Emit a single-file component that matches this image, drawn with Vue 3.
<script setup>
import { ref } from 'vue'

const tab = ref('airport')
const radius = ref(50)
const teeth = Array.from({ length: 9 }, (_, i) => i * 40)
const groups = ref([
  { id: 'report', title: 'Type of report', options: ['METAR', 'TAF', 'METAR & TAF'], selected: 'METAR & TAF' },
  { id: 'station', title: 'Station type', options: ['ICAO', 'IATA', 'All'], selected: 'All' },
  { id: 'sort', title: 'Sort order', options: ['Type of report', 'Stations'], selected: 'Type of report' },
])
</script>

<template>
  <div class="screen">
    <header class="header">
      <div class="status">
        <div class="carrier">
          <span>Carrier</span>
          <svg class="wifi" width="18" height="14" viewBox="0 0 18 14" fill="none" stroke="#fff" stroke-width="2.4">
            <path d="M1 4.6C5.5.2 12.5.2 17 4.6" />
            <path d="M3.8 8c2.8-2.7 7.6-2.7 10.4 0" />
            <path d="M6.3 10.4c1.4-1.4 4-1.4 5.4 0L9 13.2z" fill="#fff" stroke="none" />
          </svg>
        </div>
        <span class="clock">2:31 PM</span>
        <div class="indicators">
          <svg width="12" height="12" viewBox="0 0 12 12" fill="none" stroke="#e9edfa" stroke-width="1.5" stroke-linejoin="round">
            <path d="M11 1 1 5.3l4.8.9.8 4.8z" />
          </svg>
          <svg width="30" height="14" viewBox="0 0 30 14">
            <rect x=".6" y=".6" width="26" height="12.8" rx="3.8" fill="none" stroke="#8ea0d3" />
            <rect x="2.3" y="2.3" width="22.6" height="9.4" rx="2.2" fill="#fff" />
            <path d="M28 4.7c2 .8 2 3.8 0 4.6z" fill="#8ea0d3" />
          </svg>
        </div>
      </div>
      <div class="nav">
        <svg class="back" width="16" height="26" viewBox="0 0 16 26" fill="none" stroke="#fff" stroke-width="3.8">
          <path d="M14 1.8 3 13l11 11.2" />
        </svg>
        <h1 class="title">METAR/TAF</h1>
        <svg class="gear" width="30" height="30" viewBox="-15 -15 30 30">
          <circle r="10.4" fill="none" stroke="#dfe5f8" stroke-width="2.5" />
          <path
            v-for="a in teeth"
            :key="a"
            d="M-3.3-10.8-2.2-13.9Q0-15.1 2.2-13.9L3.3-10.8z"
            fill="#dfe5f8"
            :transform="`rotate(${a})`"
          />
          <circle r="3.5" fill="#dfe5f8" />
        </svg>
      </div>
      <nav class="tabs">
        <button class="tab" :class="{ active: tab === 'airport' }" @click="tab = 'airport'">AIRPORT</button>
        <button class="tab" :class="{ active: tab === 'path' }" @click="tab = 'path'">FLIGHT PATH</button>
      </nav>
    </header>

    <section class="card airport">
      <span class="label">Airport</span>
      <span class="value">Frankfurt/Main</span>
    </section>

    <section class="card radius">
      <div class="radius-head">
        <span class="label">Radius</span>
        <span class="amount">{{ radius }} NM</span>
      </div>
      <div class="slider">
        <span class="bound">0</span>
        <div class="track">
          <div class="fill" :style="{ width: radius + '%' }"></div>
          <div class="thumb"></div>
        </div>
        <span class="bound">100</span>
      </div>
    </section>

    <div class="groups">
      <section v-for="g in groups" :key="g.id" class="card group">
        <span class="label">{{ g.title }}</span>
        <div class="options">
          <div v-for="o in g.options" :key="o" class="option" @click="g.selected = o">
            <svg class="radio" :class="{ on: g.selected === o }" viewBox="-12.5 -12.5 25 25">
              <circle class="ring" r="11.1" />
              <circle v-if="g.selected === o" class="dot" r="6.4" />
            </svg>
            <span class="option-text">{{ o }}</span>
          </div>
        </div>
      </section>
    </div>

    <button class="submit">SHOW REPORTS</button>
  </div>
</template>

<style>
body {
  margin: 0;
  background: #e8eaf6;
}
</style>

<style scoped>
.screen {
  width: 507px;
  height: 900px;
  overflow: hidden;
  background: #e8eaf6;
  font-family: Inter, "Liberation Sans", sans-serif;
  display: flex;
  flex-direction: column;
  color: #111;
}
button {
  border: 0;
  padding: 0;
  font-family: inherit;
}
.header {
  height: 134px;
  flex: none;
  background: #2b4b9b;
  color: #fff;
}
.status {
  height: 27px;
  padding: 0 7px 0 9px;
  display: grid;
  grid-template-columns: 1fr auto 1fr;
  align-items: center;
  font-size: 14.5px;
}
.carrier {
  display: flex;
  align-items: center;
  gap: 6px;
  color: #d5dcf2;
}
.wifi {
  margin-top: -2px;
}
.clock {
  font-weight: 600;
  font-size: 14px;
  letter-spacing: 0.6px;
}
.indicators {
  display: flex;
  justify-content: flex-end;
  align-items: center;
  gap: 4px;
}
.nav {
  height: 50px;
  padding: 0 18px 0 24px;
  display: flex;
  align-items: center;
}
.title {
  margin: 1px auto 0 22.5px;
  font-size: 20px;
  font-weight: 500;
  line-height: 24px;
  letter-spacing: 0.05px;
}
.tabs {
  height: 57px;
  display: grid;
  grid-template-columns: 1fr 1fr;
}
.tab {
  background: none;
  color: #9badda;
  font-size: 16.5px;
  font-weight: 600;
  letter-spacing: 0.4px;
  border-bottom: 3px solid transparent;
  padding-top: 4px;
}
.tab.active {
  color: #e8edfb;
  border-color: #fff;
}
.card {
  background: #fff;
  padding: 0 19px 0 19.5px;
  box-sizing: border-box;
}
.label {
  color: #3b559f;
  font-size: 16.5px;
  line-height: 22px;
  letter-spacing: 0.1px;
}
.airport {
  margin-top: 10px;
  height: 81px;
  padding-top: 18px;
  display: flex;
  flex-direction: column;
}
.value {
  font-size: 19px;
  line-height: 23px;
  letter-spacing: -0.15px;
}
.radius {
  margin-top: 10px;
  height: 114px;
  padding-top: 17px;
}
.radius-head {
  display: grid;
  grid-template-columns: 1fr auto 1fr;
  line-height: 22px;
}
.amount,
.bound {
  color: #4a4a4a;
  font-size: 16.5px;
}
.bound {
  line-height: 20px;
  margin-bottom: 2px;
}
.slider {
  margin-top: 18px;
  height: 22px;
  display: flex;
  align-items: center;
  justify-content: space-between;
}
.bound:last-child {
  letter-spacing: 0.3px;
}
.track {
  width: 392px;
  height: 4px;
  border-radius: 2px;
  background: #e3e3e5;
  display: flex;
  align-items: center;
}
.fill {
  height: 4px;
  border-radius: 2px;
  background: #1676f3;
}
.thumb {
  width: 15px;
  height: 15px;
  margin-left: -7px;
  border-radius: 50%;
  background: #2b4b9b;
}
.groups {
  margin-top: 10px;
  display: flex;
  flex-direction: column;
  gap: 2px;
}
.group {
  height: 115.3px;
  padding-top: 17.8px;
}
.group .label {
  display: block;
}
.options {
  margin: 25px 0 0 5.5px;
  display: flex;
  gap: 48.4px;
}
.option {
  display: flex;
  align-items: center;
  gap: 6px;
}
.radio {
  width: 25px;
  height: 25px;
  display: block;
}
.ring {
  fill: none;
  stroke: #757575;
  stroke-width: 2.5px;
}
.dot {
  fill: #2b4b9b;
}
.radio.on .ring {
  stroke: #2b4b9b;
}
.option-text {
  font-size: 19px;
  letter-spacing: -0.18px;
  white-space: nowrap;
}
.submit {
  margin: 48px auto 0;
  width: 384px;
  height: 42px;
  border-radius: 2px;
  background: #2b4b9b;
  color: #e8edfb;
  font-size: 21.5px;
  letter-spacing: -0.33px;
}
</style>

▸ **Directive**: Set down every line of the listing above again, exactly as given.

▸ **Worked answer**:
Emit a single-file component that matches this image, drawn with Vue 3.
<script setup>
import { ref } from 'vue'

const tab = ref('airport')
const radius = ref(50)
const teeth = Array.from({ length: 9 }, (_, i) => i * 40)
const groups = ref([
  { id: 'report', title: 'Type of report', options: ['METAR', 'TAF', 'METAR & TAF'], selected: 'METAR & TAF' },
  { id: 'station', title: 'Station type', options: ['ICAO', 'IATA', 'All'], selected: 'All' },
  { id: 'sort', title: 'Sort order', options: ['Type of report', 'Stations'], selected: 'Type of report' },
])
</script>

<template>
  <div class="screen">
    <header class="header">
      <div class="status">
        <div class="carrier">
          <span>Carrier</span>
          <svg class="wifi" width="18" height="14" viewBox="0 0 18 14" fill="none" stroke="#fff" stroke-width="2.4">
            <path d="M1 4.6C5.5.2 12.5.2 17 4.6" />
            <path d="M3.8 8c2.8-2.7 7.6-2.7 10.4 0" />
            <path d="M6.3 10.4c1.4-1.4 4-1.4 5.4 0L9 13.2z" fill="#fff" stroke="none" />
          </svg>
        </div>
        <span class="clock">2:31 PM</span>
        <div class="indicators">
          <svg width="12" height="12" viewBox="0 0 12 12" fill="none" stroke="#e9edfa" stroke-width="1.5" stroke-linejoin="round">
            <path d="M11 1 1 5.3l4.8.9.8 4.8z" />
          </svg>
          <svg width="30" height="14" viewBox="0 0 30 14">
            <rect x=".6" y=".6" width="26" height="12.8" rx="3.8" fill="none" stroke="#8ea0d3" />
            <rect x="2.3" y="2.3" width="22.6" height="9.4" rx="2.2" fill="#fff" />
            <path d="M28 4.7c2 .8 2 3.8 0 4.6z" fill="#8ea0d3" />
          </svg>
        </div>
      </div>
      <div class="nav">
        <svg class="back" width="16" height="26" viewBox="0 0 16 26" fill="none" stroke="#fff" stroke-width="3.8">
          <path d="M14 1.8 3 13l11 11.2" />
        </svg>
        <h1 class="title">METAR/TAF</h1>
        <svg class="gear" width="30" height="30" viewBox="-15 -15 30 30">
          <circle r="10.4" fill="none" stroke="#dfe5f8" stroke-width="2.5" />
          <path
            v-for="a in teeth"
            :key="a"
            d="M-3.3-10.8-2.2-13.9Q0-15.1 2.2-13.9L3.3-10.8z"
            fill="#dfe5f8"
            :transform="`rotate(${a})`"
          />
          <circle r="3.5" fill="#dfe5f8" />
        </svg>
      </div>
      <nav class="tabs">
        <button class="tab" :class="{ active: tab === 'airport' }" @click="tab = 'airport'">AIRPORT</button>
        <button class="tab" :class="{ active: tab === 'path' }" @click="tab = 'path'">FLIGHT PATH</button>
      </nav>
    </header>

    <section class="card airport">
      <span class="label">Airport</span>
      <span class="value">Frankfurt/Main</span>
    </section>

    <section class="card radius">
      <div class="radius-head">
        <span class="label">Radius</span>
        <span class="amount">{{ radius }} NM</span>
      </div>
      <div class="slider">
        <span class="bound">0</span>
        <div class="track">
          <div class="fill" :style="{ width: radius + '%' }"></div>
          <div class="thumb"></div>
        </div>
        <span class="bound">100</span>
      </div>
    </section>

    <div class="groups">
      <section v-for="g in groups" :key="g.id" class="card group">
        <span class="label">{{ g.title }}</span>
        <div class="options">
          <div v-for="o in g.options" :key="o" class="option" @click="g.selected = o">
            <svg class="radio" :class="{ on: g.selected === o }" viewBox="-12.5 -12.5 25 25">
              <circle class="ring" r="11.1" />
              <circle v-if="g.selected === o" class="dot" r="6.4" />
            </svg>
            <span class="option-text">{{ o }}</span>
          </div>
        </div>
      </section>
    </div>

    <button class="submit">SHOW REPORTS</button>
  </div>
</template>

<style>
body {
  margin: 0;
  background: #e8eaf6;
}
</style>

<style scoped>
.screen {
  width: 507px;
  height: 900px;
  overflow: hidden;
  background: #e8eaf6;
  font-family: Inter, "Liberation Sans", sans-serif;
  display: flex;
  flex-direction: column;
  color: #111;
}
button {
  border: 0;
  padding: 0;
  font-family: inherit;
}
.header {
  height: 134px;
  flex: none;
  background: #2b4b9b;
  color: #fff;
}
.status {
  height: 27px;
  padding: 0 7px 0 9px;
  display: grid;
  grid-template-columns: 1fr auto 1fr;
  align-items: center;
  font-size: 14.5px;
}
.carrier {
  display: flex;
  align-items: center;
  gap: 6px;
  color: #d5dcf2;
}
.wifi {
  margin-top: -2px;
}
.clock {
  font-weight: 600;
  font-size: 14px;
  letter-spacing: 0.6px;
}
.indicators {
  display: flex;
  justify-content: flex-end;
  align-items: center;
  gap: 4px;
}
.nav {
  height: 50px;
  padding: 0 18px 0 24px;
  display: flex;
  align-items: center;
}
.title {
  margin: 1px auto 0 22.5px;
  font-size: 20px;
  font-weight: 500;
  line-height: 24px;
  letter-spacing: 0.05px;
}
.tabs {
  height: 57px;
  display: grid;
  grid-template-columns: 1fr 1fr;
}
.tab {
  background: none;
  color: #9badda;
  font-size: 16.5px;
  font-weight: 600;
  letter-spacing: 0.4px;
  border-bottom: 3px solid transparent;
  padding-top: 4px;
}
.tab.active {
  color: #e8edfb;
  border-color: #fff;
}
.card {
  background: #fff;
  padding: 0 19px 0 19.5px;
  box-sizing: border-box;
}
.label {
  color: #3b559f;
  font-size: 16.5px;
  line-height: 22px;
  letter-spacing: 0.1px;
}
.airport {
  margin-top: 10px;
  height: 81px;
  padding-top: 18px;
  display: flex;
  flex-direction: column;
}
.value {
  font-size: 19px;
  line-height: 23px;
  letter-spacing: -0.15px;
}
.radius {
  margin-top: 10px;
  height: 114px;
  padding-top: 17px;
}
.radius-head {
  display: grid;
  grid-template-columns: 1fr auto 1fr;
  line-height: 22px;
}
.amount,
.bound {
  color: #4a4a4a;
  font-size: 16.5px;
}
.bound {
  line-height: 20px;
  margin-bottom: 2px;
}
.slider {
  margin-top: 18px;
  height: 22px;
  display: flex;
  align-items: center;
  justify-content: space-between;
}
.bound:last-child {
  letter-spacing: 0.3px;
}
.track {
  width: 392px;
  height: 4px;
  border-radius: 2px;
  background: #e3e3e5;
  display: flex;
  align-items: center;
}
.fill {
  height: 4px;
  border-radius: 2px;
  background: #1676f3;
}
.thumb {
  width: 15px;
  height: 15px;
  margin-left: -7px;
  border-radius: 50%;
  background: #2b4b9b;
}
.groups {
  margin-top: 10px;
  display: flex;
  flex-direction: column;
  gap: 2px;
}
.group {
  height: 115.3px;
  padding-top: 17.8px;
}
.group .label {
  display: block;
}
.options {
  margin: 25px 0 0 5.5px;
  display: flex;
  gap: 48.4px;
}
.option {
  display: flex;
  align-items: center;
  gap: 6px;
}
.radio {
  width: 25px;
  height: 25px;
  display: block;
}
.ring {
  fill: none;
  stroke: #757575;
  stroke-width: 2.5px;
}
.dot {
  fill: #2b4b9b;
}
.radio.on .ring {
  stroke: #2b4b9b;
}
.option-text {
  font-size: 19px;
  letter-spacing: -0.18px;
  white-space: nowrap;
}
.submit {
  margin: 48px auto 0;
  width: 384px;
  height: 42px;
  border-radius: 2px;
  background: #2b4b9b;
  color: #e8edfb;
  font-size: 21.5px;
  letter-spacing: -0.33px;
}
</style>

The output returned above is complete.